> **PROBLEM**: Identify the lines holding "this" and copy them.

> **TASK DATA**:
= = = = = = =

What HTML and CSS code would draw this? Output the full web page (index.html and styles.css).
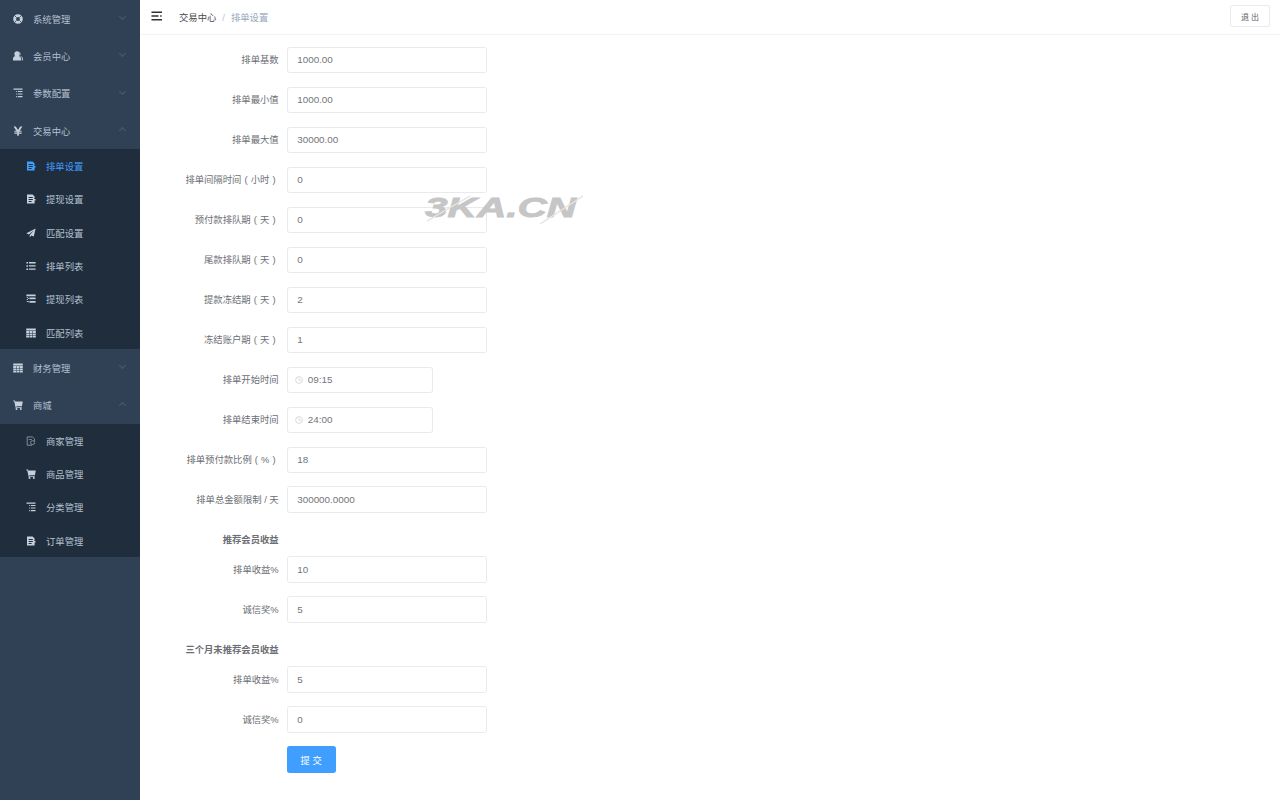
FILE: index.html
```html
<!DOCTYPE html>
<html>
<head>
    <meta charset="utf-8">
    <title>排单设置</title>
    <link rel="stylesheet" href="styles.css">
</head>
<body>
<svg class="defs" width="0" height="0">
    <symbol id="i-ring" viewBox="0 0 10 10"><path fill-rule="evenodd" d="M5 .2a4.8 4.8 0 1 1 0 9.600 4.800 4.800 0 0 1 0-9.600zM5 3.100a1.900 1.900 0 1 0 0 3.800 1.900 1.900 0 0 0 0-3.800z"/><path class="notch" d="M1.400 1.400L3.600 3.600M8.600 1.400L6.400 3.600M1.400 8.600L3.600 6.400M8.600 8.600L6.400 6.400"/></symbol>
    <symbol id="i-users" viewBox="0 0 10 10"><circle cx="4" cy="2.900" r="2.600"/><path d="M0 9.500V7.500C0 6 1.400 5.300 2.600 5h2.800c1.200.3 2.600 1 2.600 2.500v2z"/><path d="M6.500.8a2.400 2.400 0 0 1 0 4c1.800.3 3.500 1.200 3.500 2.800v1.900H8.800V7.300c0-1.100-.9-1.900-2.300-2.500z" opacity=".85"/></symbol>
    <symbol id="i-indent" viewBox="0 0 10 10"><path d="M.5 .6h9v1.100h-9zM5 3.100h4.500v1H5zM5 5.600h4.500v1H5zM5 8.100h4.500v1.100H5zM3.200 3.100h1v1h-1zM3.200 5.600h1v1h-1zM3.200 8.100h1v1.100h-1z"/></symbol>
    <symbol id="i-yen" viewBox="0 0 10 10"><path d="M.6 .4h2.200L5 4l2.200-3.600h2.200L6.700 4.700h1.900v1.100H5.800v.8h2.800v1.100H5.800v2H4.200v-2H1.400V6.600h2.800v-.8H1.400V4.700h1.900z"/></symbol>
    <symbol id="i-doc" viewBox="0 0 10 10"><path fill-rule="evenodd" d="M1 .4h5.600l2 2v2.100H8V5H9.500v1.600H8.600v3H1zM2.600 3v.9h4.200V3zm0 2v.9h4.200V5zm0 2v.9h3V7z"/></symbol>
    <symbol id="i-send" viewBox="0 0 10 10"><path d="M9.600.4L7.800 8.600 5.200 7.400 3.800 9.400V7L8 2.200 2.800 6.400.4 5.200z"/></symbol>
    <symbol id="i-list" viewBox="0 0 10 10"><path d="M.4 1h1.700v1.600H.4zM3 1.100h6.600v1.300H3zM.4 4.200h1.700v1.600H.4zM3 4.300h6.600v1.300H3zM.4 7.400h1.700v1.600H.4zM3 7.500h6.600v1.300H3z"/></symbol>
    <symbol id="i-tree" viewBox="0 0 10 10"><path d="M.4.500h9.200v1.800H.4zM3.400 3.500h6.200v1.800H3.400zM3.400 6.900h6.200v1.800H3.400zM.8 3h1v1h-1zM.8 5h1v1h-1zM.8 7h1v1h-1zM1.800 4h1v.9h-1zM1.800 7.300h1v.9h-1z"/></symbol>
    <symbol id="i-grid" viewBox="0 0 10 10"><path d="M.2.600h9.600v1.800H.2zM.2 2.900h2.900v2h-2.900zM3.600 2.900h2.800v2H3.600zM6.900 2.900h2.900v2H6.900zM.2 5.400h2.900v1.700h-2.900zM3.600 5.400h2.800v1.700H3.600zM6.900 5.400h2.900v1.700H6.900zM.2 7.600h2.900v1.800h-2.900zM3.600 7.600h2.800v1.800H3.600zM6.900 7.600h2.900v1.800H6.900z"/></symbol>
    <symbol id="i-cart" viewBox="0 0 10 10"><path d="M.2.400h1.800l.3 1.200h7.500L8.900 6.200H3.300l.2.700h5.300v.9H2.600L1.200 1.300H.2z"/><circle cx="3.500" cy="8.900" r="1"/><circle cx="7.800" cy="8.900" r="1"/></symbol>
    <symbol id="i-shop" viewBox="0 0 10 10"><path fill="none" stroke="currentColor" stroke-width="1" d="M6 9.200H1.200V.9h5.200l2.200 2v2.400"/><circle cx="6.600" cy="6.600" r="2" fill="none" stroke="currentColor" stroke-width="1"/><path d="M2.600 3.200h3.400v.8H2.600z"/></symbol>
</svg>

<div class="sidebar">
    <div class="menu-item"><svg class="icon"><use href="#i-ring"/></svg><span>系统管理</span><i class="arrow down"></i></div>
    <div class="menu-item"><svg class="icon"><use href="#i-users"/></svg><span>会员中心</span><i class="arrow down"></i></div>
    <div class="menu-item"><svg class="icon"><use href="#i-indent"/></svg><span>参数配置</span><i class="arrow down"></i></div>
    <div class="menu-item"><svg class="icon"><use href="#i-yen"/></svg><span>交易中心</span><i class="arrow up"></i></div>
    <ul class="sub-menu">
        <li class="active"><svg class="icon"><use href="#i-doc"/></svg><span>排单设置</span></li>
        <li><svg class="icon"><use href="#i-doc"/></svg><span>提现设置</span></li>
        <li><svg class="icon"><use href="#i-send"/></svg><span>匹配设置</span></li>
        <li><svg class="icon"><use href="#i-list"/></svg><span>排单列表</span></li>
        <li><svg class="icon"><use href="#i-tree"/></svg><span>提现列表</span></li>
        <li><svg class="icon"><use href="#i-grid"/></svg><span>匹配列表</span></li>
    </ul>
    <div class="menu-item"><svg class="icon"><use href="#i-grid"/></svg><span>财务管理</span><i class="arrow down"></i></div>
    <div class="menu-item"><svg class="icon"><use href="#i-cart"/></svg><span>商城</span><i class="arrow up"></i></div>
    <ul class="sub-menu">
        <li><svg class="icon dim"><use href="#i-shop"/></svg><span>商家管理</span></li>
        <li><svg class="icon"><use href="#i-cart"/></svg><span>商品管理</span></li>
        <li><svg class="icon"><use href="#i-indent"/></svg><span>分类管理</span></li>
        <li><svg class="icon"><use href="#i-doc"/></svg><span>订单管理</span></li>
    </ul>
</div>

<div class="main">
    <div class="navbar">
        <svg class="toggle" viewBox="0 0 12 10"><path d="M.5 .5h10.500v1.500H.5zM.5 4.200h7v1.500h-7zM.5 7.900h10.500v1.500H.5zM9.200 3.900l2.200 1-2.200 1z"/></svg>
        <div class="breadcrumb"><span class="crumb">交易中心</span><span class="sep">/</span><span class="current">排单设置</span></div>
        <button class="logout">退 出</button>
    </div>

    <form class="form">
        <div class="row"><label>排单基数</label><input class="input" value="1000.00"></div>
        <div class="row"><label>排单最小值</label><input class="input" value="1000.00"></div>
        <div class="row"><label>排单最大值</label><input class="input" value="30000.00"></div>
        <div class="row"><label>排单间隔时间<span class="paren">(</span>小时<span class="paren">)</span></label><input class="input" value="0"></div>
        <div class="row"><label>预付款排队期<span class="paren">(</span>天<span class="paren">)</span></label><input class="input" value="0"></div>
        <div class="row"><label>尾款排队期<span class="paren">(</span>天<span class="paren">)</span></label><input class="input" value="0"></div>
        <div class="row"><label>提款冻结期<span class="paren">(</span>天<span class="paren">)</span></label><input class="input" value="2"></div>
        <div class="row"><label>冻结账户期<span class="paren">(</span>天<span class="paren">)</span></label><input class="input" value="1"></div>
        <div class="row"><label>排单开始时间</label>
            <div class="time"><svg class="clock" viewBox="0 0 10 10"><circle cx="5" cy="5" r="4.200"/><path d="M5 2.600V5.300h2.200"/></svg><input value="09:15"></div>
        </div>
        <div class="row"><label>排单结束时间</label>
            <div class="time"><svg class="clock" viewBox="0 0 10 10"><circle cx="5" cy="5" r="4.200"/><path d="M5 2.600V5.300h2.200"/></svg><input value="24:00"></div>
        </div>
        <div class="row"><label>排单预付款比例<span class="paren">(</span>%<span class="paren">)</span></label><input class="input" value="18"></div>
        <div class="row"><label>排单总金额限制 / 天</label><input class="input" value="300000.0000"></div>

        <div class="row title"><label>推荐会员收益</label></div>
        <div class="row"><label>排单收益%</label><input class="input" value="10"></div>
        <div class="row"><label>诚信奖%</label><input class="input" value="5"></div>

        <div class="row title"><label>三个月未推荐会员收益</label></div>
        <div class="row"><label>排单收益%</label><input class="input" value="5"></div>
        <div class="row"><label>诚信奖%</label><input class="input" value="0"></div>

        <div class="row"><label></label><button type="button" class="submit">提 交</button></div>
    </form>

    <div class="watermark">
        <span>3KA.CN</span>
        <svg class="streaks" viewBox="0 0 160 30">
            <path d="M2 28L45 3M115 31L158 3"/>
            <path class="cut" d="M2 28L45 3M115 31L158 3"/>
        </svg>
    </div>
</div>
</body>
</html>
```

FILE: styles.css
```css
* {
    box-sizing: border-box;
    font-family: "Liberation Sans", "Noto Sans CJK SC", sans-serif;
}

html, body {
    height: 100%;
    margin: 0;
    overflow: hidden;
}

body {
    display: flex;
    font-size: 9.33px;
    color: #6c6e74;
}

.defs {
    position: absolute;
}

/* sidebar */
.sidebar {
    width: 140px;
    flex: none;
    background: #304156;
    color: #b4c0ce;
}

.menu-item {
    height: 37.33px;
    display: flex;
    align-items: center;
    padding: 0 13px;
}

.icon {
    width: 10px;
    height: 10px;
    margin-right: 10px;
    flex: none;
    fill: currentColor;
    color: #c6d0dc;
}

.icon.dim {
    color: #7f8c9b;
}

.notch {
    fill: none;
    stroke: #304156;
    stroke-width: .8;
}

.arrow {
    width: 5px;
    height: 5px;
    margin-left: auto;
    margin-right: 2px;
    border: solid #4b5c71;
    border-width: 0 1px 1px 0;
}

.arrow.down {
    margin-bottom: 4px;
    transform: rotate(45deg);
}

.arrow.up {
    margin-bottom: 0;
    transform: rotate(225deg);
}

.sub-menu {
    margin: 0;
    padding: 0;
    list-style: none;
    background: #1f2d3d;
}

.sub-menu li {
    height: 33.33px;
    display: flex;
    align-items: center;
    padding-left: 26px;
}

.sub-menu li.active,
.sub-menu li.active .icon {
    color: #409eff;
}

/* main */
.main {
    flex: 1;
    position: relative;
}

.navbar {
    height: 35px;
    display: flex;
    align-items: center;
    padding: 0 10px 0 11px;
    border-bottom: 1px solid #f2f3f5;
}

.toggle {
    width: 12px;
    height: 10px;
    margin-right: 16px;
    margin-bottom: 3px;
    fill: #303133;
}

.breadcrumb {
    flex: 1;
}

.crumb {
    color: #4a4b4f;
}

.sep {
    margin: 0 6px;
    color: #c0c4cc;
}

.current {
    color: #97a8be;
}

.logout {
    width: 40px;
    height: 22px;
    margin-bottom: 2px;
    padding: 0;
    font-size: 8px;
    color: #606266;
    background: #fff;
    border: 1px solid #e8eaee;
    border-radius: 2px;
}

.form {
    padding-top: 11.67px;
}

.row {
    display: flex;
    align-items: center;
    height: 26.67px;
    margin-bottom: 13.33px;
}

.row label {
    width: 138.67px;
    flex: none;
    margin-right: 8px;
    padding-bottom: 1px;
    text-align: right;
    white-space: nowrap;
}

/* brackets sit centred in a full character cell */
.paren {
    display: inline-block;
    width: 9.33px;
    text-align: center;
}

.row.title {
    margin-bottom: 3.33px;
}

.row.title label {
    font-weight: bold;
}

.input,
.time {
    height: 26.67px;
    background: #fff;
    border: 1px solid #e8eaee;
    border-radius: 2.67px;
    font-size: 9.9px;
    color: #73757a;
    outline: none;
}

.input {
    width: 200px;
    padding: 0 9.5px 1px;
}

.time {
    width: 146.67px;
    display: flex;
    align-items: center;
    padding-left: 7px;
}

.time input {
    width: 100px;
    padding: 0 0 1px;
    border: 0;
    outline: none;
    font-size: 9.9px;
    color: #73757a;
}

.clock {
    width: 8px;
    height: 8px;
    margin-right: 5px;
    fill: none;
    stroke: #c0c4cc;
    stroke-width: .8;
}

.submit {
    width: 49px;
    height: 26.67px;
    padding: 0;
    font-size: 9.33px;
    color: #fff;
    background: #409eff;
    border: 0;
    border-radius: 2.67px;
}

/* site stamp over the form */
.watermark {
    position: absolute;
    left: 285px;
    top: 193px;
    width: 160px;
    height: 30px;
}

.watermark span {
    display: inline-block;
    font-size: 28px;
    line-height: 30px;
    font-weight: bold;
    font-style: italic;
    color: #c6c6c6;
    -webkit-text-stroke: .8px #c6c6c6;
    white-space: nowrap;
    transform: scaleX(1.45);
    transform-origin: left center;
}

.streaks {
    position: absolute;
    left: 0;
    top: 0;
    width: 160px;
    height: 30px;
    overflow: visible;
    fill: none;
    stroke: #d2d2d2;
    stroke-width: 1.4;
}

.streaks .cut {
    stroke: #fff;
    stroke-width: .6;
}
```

= = = = = = =

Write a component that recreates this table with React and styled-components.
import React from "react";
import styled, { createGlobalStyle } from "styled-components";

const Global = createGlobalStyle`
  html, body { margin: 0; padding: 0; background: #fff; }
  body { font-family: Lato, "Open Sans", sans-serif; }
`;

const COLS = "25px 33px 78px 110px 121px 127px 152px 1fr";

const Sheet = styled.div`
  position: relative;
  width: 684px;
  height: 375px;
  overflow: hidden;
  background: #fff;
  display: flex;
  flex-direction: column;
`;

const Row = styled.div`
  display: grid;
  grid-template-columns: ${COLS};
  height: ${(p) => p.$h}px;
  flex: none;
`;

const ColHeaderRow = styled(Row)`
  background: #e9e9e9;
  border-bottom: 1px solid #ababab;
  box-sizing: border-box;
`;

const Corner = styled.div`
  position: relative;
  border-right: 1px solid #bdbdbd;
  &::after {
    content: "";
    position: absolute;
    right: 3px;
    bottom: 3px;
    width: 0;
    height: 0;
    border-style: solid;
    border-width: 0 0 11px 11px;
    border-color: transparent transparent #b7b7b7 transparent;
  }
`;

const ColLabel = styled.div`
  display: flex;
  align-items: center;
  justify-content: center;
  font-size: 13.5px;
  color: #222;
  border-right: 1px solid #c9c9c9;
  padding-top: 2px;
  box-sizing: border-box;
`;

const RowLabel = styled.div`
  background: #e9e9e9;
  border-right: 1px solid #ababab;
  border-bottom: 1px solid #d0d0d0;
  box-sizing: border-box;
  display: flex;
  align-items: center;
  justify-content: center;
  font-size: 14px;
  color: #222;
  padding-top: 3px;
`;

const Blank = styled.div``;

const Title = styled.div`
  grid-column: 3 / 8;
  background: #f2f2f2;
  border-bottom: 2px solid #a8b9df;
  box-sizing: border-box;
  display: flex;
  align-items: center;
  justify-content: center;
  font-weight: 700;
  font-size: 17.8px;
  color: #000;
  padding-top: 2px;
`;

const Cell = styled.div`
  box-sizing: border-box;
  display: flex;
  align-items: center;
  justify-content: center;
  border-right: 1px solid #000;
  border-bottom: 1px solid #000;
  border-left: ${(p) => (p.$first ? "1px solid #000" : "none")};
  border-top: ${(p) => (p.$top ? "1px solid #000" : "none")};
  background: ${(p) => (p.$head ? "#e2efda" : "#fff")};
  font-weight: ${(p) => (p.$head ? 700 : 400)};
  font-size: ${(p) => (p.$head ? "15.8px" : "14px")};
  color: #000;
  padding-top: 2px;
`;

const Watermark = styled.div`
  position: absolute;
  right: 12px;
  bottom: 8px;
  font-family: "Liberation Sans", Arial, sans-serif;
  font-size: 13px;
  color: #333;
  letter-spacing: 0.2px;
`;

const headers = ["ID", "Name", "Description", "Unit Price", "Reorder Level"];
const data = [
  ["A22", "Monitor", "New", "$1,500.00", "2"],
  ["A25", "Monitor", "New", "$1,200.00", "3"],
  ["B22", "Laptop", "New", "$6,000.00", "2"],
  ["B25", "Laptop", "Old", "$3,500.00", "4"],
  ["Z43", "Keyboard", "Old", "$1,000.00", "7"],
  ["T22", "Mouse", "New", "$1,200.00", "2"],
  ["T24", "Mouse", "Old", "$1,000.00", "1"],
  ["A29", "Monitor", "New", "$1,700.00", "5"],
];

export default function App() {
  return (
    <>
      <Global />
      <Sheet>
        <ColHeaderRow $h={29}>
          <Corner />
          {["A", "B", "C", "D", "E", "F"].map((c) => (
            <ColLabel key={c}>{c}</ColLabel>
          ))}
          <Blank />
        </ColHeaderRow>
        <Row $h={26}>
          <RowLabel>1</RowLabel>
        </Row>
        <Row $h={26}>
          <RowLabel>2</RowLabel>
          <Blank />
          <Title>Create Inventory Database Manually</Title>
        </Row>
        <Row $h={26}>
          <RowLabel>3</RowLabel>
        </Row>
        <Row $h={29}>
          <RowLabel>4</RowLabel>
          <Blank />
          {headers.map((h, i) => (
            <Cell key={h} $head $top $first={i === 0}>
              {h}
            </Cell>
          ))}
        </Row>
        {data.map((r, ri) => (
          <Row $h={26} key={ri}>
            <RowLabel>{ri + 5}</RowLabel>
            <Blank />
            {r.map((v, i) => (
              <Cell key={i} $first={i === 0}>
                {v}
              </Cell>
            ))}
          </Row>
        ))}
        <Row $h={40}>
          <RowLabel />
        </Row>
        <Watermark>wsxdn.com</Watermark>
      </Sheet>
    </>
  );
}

= = = = = = =

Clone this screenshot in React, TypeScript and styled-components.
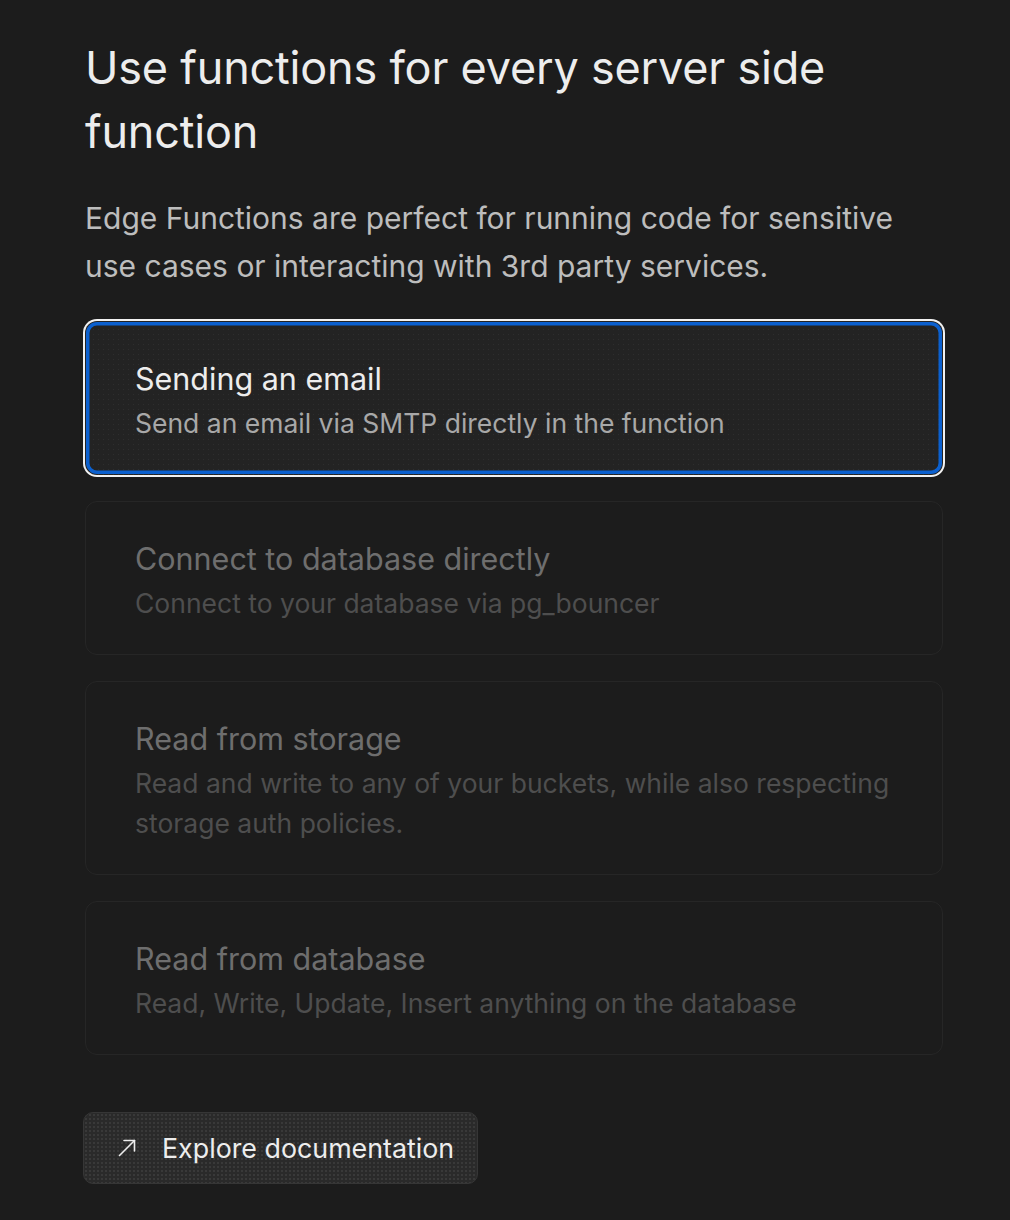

= = = = = = =

> **CORRECT OUTPUT**:
What HTML and CSS code would draw this? Output the full web page (index.html and styles.css).
Write a component that recreates this table with React and styled-components.
Clone this screenshot in React, TypeScript and styled-components.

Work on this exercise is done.